On May 5, 2015, Hollywood Life reported that Allen and Karn had admitted talking about getting back together as a cast for a Home Improvement reboot or reunion show. Karn was quoted as saying, "There is always a chance, absolutely. Would I be on board? Yeah, I think so! I would love to see what the story lines could be, it could be very funny!"

On February 18, 2020, CinemaBlend reported that Allen wants to bring back Home Improvement for a revival:

I like the idea of doing it as a one-off, like a one-hour movie [versus a full-fledged revival series]. I like the idea of finding out where the boys are now, and where... Tool Time would be in today's world.
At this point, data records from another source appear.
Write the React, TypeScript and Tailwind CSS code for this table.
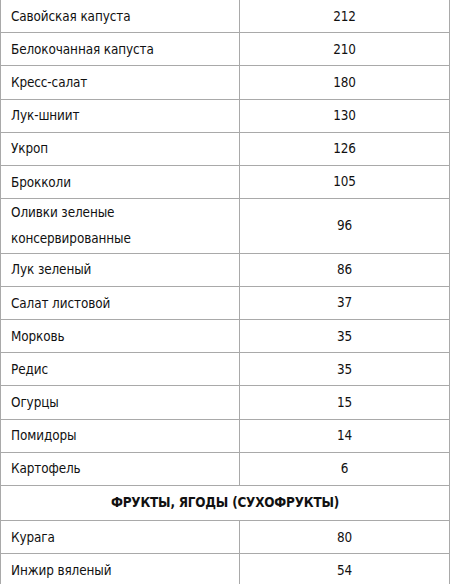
const vegetables: { name: string; value: string; tall?: boolean }[] = [
  { name: 'Савойская капуста', value: '212' },
  { name: 'Белокочанная капуста', value: '210' },
  { name: 'Кресс-салат', value: '180' },
  { name: 'Лук-шниит', value: '130' },
  { name: 'Укроп', value: '126' },
  { name: 'Брокколи', value: '105' },
  { name: 'Оливки зеленые консервированные', value: '96', tall: true },
  { name: 'Лук зеленый', value: '86' },
  { name: 'Салат листовой', value: '37' },
  { name: 'Морковь', value: '35' },
  { name: 'Редис', value: '35' },
  { name: 'Огурцы', value: '15' },
  { name: 'Помидоры', value: '14' },
  { name: 'Картофель', value: '6' },
]

const fruits = [
  { name: 'Курага', value: '80' },
  { name: 'Инжир вяленый', value: '54' },
]

function Row({ name, value, tall }: { name: string; value: string; tall?: boolean }) {
  return (
    <div className={`grid grid-cols-[239px_1fr] border-b border-[#a9a9a9] pt-px ${tall ? 'h-[54.6px]' : 'h-[33.2px]'}`}>
      <div className="flex items-center pl-[10px] pr-4 border-r border-[#a9a9a9] -mt-px leading-[26px]">
        {tall ? (
          <span className="pt-px">
            Оливки зеленые
            <br />
            консервированные
          </span>
        ) : (
          <span className="pt-px">{name}</span>
        )}
      </div>
      <div className="flex items-center justify-center">{value}</div>
    </div>
  )
}

export default function App() {
  return (
    <div
      className="w-[450px] h-[584px] overflow-hidden bg-white text-[13.4px] text-[#111] tracking-[-0.1px]"
      style={{ fontFamily: '"DejaVu Sans Condensed", "DejaVu Sans", sans-serif' }}
    >
      <div className="border-l border-r border-[#a9a9a9]">
        {vegetables.map((v) => (
          <Row key={v.name} {...v} />
        ))}
        <div className="h-[35px] flex items-center justify-center border-b border-[#a9a9a9] font-bold tracking-[-0.2px]">
          ФРУКТЫ, ЯГОДЫ (СУХОФРУКТЫ)
        </div>
        {fruits.map((v) => (
          <Row key={v.name} {...v} />
        ))}
      </div>
    </div>
  )
}
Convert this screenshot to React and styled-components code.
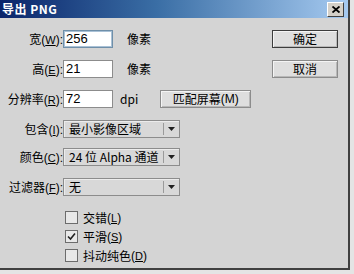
import React from "react";
import styled, { createGlobalStyle } from "styled-components";

const GlobalStyle = createGlobalStyle`
  html, body {
    margin: 0;
    padding: 0;
    background: #e4e4e4;
  }
`;

const Window = styled.div`
  width: 348px;
  height: 268px;
  background: #d4d4d4;
  border-right: 2px solid #404040;
  border-bottom: 2px solid #404040;
  font-family: "Noto Sans CJK SC", "Liberation Sans", sans-serif;
  font-size: 12px;
  color: #000;
  display: flex;
  flex-direction: column;
  overflow: hidden;
`;

const TitleBar = styled.div`
  height: 18px;
  display: flex;
  align-items: center;
  justify-content: space-between;
  padding: 0 4px 0 2px;
  background: linear-gradient(to right, #0a246a 0%, #3a6ea5 45%, #a6caf0 100%);
`;

const Title = styled.div`
  color: #fff;
  font-weight: bold;
  font-size: 12px;
  letter-spacing: 0.5px;
  line-height: 18px;
`;

const CloseBtn = styled.div`
  width: 15px;
  height: 13px;
  background: #d4d0c8;
  border: 1px solid;
  border-color: #fff #404040 #404040 #fff;
  display: flex;
  align-items: center;
  justify-content: center;
`;

const Body = styled.div`
  flex: 1;
  display: flex;
  padding-top: 12px;
`;

const Form = styled.div`
  width: 272px;
  display: flex;
  flex-direction: column;
`;

const Row = styled.div`
  display: flex;
  align-items: center;
  height: 18px;
  margin-top: ${p => p.mt || 0}px;
`;

const Label = styled.div`
  width: 63px;
  text-align: right;
  white-space: nowrap;
  line-height: 18px;
`;

const Key = styled.span`
  text-decoration: underline;
  font-family: "Liberation Sans", sans-serif;
  font-size: 11px;
`;

const Paren = styled.span`
  font-family: "Liberation Sans", sans-serif;
  font-size: 12px;
`;

const TextInput = styled.div`
  box-sizing: border-box;
  width: 50px;
  height: 18px;
  background: #fff;
  border: 1px solid ${p => (p.focused ? "#6f8fa9" : "#8c8c8c")};
  box-shadow: ${p => (p.focused ? "inset 0 0 0 1px #a9c1d6" : "none")};
  font-family: "Liberation Sans", sans-serif;
  font-size: 13px;
  line-height: 16px;
  padding-left: 2px;
`;

const Unit = styled.div`
  margin-left: ${p => p.ml}px;
  line-height: 18px;
`;

const Button = styled.div`
  box-sizing: border-box;
  width: ${p => p.w}px;
  height: 18px;
  margin-left: ${p => p.ml || 0}px;
  background: #dedede;
  border: 1px solid ${p => (p.primary ? "#3c3c3c" : "#8c8c8c")};
  box-shadow: inset 1px 1px 0 #f4f4f4, inset -1px -1px 0 #b8b8b8;
  display: flex;
  align-items: center;
  justify-content: center;
  line-height: 16px;
  white-space: nowrap;
`;

const Select = styled.div`
  box-sizing: border-box;
  width: 117px;
  height: 18px;
  border: 1px solid #8c8c8c;
  background: #d8d8d8;
  box-shadow: inset 1px 1px 0 #ececec;
  display: flex;
  align-items: center;
`;

const SelectText = styled.div`
  flex: 1;
  padding-left: 5px;
  white-space: nowrap;
  overflow: hidden;
  line-height: 16px;
`;

const Arrow = styled.div`
  width: 15px;
  height: 12px;
  border-left: 1px solid #9a9a9a;
  display: flex;
  align-items: center;
  justify-content: center;
`;

const Checks = styled.div`
  display: flex;
  flex-direction: column;
  margin-top: 12px;
  padding-left: 65px;
`;

const CheckRow = styled.div`
  display: flex;
  align-items: center;
  height: 19px;
`;

const Box = styled.div`
  box-sizing: border-box;
  width: 13px;
  height: 13px;
  border: 1px solid #6c6c6c;
  background: #e8e8e8;
  margin-right: 5px;
  display: flex;
  align-items: center;
  justify-content: center;
`;

const Side = styled.div`
  display: flex;
  flex-direction: column;
  gap: 12px;
`;

const L = ({ text, k }) => (
  <Label>
    {text}
    <Paren>(</Paren>
    <Key>{k}</Key>
    <Paren>):</Paren>
  </Label>
);

const Check = ({ text, k, checked }) => (
  <CheckRow>
    <Box>
      {checked && (
        <svg width="9" height="9" viewBox="0 0 9 9">
          <path d="M1 4.5 L3.5 7 L8 1.5" fill="none" stroke="#202020" strokeWidth="1.6" />
        </svg>
      )}
    </Box>
    {text}
    <Paren>(</Paren>
    <Key>{k}</Key>
    <Paren>)</Paren>
  </CheckRow>
);

const DropArrow = () => (
  <Arrow>
    <svg width="7" height="4" viewBox="0 0 7 4">
      <path d="M0 0 H7 L3.5 4 Z" fill="#202020" />
    </svg>
  </Arrow>
);

export default function App() {
  return (
    <>
      <GlobalStyle />
      <Window>
        <TitleBar>
          <Title>导出 PNG</Title>
          <CloseBtn>
            <svg width="8" height="7" viewBox="0 0 8 7">
              <path d="M0.5 0.5 L7.5 6.5 M7.5 0.5 L0.5 6.5" stroke="#000" strokeWidth="1.8" />
            </svg>
          </CloseBtn>
        </TitleBar>
        <Body>
          <Form>
            <Row>
              <L text="宽" k="W" />
              <TextInput focused>256</TextInput>
              <Unit ml={14}>像素</Unit>
            </Row>
            <Row mt={12}>
              <L text="高" k="E" />
              <TextInput>21</TextInput>
              <Unit ml={14}>像素</Unit>
            </Row>
            <Row mt={12}>
              <L text="分辨率" k="R" />
              <TextInput>72</TextInput>
              <Unit ml={7}>dpi</Unit>
              <Button w={91} ml={22}>
                匹配屏幕<Paren>(M)</Paren>
              </Button>
            </Row>
            <Row mt={12}>
              <L text="包含" k="I" />
              <Select>
                <SelectText>最小影像区域</SelectText>
                <DropArrow />
              </Select>
            </Row>
            <Row mt={10}>
              <L text="颜色" k="C" />
              <Select>
                <SelectText>24 位 Alpha 通道</SelectText>
                <DropArrow />
              </Select>
            </Row>
            <Row mt={12}>
              <L text="过滤器" k="F" />
              <Select>
                <SelectText>无</SelectText>
                <DropArrow />
              </Select>
            </Row>
            <Checks>
              <Check text="交错" k="L" />
              <Check text="平滑" k="S" checked />
              <Check text="抖动纯色" k="D" />
            </Checks>
          </Form>
          <Side>
            <Button w={66} primary>确定</Button>
            <Button w={66}>取消</Button>
          </Side>
        </Body>
      </Window>
    </>
  );
}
I just think it's a marvelous idea, and all the actors think it's a great idea.

In January 2021, Allen reprised his role of Tim Taylor in an episode of Last Man Standing titled "Dual Time".

Premiering in February 2021, Tim Allen and Richard Karn, teamed up with YouTuber DIYer April Wilkerson, on History Channel unscripted competition show Assembly Required; where home handymen/makers/DIYers/inventors, compete to build souped up home tools a la Tool Time from Home Improvement, with supplied parts and pieces, and some of their own junk at home.

Premiering in June 2022, Allen and Karn again teamed up with Wilkerson on another History Channel documentary series More Power; where the hosts cover the history of tools, again a la Tool Time from Home Improvement.

In a 2024 podcast interview, Richardson debunked Allen's claims of a reunion and denied interest in one. She cited Earl Hindman's death, Zachery Ty Bryan's legal issues, and the retirement of both Taran Noah Smith and Jonathan Taylor Thomas from acting as further reasons.